Авторы подложных мемуаров, изданных Сотеле, желая придать больший вес своим произведениям, заявили, что эти мемуары написаны моим, дедом Шарлем-Генрихом Сансоном, тем самым, который имел несчастье жить в бурную эпоху терроризма.

Авторы эти уверяют, что дед мой присутствовал при казни Дамьена. Он, по их словам, описал все подробности пытки и казни, которую производил отец его, Шарль-Жан-Баптист Сансон, бывший в то время штатным исполнителем уголовных приговоров. Авторы мемуаров заставляют Шарля-Генриха рассказывать, как отец его чуть не помешался при известии, что ему придется четвертовать преступника, чего уже не встречалось со времен Равальяка, как он отправился в Мелен для покупки четырех лошадей, необходимых для казни и тому подобное. Все это приукрашено еще маленьким эпизодом, вероятно, с целью поддразнить любопытство читателя.

Так, в конце главы вставлен рассказ о визите, который будто бы нанес исполнителю уголовных приговоров великий канцлер в сопровождении трех или четырех придворных, в числе которых весьма не трудно узнать маршала де Ришелье, хотя он и не назван по имени. Согласно мемуарам, эти господа посещали моего предка под предлогом осмотреть лошадей, предназначенных для четвертования преступников, но главной целью их было заменить этих лошадей другими, менее сильными, с целью продлить мучения преступника.
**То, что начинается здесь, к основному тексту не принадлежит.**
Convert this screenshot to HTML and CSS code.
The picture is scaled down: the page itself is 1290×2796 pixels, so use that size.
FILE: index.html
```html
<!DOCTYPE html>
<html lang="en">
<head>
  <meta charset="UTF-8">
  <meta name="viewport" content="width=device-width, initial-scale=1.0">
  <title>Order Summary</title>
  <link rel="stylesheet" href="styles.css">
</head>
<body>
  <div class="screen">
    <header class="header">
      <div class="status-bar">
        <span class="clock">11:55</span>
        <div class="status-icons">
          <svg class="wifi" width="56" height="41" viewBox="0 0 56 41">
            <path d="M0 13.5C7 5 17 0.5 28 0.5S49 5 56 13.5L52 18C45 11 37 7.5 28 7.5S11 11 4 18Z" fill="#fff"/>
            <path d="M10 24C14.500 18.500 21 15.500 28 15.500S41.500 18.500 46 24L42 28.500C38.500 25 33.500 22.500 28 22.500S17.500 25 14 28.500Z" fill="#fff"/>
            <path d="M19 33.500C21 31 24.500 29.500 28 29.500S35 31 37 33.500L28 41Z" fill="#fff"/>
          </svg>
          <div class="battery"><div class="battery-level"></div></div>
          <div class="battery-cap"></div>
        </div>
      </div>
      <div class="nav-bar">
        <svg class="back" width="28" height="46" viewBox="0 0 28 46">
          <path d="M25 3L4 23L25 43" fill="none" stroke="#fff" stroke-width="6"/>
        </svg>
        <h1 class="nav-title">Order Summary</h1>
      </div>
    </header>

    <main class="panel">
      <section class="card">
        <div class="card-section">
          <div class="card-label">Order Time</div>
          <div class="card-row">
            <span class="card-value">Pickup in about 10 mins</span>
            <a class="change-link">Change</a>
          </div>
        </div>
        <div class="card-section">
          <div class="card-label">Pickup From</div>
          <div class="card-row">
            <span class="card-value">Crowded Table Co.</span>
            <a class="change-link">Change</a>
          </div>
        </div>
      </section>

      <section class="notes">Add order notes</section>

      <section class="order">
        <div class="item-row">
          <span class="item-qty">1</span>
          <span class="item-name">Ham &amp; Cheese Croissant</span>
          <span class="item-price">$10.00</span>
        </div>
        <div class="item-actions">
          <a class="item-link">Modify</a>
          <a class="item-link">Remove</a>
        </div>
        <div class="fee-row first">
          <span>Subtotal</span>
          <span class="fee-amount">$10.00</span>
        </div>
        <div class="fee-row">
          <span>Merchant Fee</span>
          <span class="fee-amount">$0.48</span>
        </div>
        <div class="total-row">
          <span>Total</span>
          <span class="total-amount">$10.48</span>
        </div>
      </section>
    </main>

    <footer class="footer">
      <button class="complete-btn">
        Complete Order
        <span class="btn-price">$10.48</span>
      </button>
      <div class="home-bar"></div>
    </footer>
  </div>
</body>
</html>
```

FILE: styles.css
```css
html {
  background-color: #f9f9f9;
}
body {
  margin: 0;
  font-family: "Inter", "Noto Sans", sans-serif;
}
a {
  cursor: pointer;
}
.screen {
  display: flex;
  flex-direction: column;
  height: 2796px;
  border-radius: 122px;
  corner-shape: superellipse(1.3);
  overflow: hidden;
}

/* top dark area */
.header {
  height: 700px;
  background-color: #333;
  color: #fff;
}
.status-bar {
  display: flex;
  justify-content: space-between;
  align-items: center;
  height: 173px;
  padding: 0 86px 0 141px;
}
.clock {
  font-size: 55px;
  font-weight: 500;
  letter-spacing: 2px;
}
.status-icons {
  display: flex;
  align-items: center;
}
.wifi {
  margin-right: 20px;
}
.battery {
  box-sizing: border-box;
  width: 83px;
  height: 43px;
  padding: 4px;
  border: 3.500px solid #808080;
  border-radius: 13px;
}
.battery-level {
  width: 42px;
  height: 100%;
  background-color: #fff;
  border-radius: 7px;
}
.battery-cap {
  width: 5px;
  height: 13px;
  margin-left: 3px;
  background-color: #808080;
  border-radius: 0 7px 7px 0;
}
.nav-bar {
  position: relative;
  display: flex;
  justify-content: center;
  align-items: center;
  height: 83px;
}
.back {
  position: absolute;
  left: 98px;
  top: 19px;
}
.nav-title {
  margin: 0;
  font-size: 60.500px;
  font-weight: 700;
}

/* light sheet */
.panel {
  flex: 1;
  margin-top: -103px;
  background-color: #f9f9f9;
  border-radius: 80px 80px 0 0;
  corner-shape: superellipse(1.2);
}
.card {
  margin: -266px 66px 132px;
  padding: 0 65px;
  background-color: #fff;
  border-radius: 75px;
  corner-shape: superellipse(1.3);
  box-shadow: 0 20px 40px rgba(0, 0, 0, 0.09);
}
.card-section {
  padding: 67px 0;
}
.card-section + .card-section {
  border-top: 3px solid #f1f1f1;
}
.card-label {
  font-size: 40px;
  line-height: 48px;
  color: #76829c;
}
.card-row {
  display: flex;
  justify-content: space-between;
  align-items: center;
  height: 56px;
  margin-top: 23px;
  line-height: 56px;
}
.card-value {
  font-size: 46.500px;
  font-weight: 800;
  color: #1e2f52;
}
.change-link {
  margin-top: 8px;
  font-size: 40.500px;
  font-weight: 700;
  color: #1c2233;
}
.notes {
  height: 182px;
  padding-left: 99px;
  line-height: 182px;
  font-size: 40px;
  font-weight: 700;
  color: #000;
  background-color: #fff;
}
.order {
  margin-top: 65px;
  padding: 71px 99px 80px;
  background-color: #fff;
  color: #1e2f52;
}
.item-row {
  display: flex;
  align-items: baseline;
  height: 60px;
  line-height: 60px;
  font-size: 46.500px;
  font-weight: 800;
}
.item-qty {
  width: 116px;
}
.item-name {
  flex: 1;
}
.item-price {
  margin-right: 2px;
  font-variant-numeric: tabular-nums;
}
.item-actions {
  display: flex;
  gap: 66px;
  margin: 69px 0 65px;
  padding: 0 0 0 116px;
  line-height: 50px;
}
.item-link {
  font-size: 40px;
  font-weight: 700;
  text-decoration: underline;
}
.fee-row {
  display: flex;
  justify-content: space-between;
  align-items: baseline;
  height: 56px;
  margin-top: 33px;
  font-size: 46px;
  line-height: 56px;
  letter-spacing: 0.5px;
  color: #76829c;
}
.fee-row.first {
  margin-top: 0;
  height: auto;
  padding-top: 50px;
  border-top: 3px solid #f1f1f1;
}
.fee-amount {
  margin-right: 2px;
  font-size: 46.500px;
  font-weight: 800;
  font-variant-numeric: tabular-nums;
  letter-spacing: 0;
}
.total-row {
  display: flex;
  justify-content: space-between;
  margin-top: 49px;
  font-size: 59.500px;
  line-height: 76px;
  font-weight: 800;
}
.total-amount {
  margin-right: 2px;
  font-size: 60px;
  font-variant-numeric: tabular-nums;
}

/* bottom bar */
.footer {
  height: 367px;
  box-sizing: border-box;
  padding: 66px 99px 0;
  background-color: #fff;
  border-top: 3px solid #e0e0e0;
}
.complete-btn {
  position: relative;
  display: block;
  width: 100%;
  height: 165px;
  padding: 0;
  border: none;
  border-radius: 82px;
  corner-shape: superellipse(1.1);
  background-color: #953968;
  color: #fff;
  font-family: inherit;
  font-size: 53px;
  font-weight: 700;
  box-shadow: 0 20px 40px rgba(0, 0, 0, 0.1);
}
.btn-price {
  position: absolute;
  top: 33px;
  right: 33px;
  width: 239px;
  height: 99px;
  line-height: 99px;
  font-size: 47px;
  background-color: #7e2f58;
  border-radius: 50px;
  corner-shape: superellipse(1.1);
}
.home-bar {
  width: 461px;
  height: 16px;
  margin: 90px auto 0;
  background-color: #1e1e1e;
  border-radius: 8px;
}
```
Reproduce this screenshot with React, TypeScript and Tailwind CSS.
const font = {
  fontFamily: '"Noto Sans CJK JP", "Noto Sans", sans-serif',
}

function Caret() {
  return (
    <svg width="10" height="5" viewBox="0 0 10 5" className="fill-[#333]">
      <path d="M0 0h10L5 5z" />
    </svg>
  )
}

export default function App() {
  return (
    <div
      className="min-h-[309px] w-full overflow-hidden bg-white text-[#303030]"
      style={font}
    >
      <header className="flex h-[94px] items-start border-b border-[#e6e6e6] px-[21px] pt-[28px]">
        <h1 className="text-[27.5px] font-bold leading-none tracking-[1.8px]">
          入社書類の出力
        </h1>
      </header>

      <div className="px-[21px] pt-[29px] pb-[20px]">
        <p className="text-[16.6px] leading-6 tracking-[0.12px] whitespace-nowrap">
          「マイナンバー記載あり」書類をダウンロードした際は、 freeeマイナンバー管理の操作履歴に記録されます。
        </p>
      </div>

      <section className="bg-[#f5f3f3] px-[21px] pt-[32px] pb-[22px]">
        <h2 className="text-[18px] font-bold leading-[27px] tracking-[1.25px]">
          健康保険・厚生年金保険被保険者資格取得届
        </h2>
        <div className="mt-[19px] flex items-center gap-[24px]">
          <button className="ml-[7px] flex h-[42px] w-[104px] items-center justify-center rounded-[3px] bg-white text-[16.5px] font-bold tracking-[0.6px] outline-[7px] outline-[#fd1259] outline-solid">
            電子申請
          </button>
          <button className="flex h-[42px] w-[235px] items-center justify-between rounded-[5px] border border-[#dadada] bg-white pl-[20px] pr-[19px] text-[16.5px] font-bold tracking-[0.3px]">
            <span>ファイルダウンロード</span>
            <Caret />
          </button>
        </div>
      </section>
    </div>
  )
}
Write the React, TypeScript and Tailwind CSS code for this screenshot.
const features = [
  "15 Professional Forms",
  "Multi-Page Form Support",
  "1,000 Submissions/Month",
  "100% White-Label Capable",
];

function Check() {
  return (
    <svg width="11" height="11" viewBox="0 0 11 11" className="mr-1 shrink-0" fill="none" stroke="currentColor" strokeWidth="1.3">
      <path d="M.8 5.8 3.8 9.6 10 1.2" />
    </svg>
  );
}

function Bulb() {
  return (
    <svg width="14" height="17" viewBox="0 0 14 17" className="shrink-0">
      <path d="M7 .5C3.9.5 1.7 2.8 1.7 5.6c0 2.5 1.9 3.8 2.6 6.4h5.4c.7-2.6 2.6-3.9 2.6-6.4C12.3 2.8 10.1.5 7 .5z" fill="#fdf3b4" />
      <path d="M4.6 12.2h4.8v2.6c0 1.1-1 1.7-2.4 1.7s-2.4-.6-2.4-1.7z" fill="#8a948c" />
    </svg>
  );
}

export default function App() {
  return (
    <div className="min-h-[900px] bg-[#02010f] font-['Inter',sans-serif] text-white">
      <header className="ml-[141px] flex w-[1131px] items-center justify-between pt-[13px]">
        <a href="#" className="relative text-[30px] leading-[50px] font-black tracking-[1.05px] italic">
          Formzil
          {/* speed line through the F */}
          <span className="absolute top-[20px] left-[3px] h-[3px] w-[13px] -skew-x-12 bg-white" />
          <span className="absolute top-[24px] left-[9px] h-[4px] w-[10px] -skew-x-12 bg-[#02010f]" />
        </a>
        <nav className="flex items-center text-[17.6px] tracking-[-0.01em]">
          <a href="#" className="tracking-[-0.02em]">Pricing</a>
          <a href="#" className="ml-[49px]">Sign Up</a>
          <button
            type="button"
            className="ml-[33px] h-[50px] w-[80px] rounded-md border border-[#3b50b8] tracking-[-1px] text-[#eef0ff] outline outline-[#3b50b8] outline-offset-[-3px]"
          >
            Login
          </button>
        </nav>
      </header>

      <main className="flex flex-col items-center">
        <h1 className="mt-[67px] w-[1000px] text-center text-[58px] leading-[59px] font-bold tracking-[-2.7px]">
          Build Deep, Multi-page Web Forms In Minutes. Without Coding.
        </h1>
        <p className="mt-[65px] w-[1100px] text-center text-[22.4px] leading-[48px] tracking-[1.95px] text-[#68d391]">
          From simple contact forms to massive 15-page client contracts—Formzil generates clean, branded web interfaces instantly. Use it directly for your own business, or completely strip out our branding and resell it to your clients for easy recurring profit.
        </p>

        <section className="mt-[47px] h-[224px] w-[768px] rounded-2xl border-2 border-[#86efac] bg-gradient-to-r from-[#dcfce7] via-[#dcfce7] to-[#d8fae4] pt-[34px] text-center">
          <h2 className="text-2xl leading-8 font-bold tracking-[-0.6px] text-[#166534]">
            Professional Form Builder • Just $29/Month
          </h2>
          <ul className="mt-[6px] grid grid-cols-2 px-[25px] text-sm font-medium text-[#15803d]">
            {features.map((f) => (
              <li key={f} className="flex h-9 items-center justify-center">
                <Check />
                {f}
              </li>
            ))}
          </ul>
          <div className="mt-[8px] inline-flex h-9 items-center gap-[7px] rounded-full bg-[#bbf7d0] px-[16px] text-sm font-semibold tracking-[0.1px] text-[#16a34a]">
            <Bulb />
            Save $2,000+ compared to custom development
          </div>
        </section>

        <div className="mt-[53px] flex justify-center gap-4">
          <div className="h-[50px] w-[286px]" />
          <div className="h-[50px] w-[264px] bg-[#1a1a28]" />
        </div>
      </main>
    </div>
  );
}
Уже общий тон мемуаров Сотеле проникнут духом ненависти и ожесточения против Бурбонов и духовенства, показывает, что мемуары эти не могли принадлежать человеку, находившемуся на королевской службе, как бы низко ни было его звание. Неправдоподобность же приведенного мною эпизода дает ясное понятие о достоверности и достоинствах этих подложных мемуаров.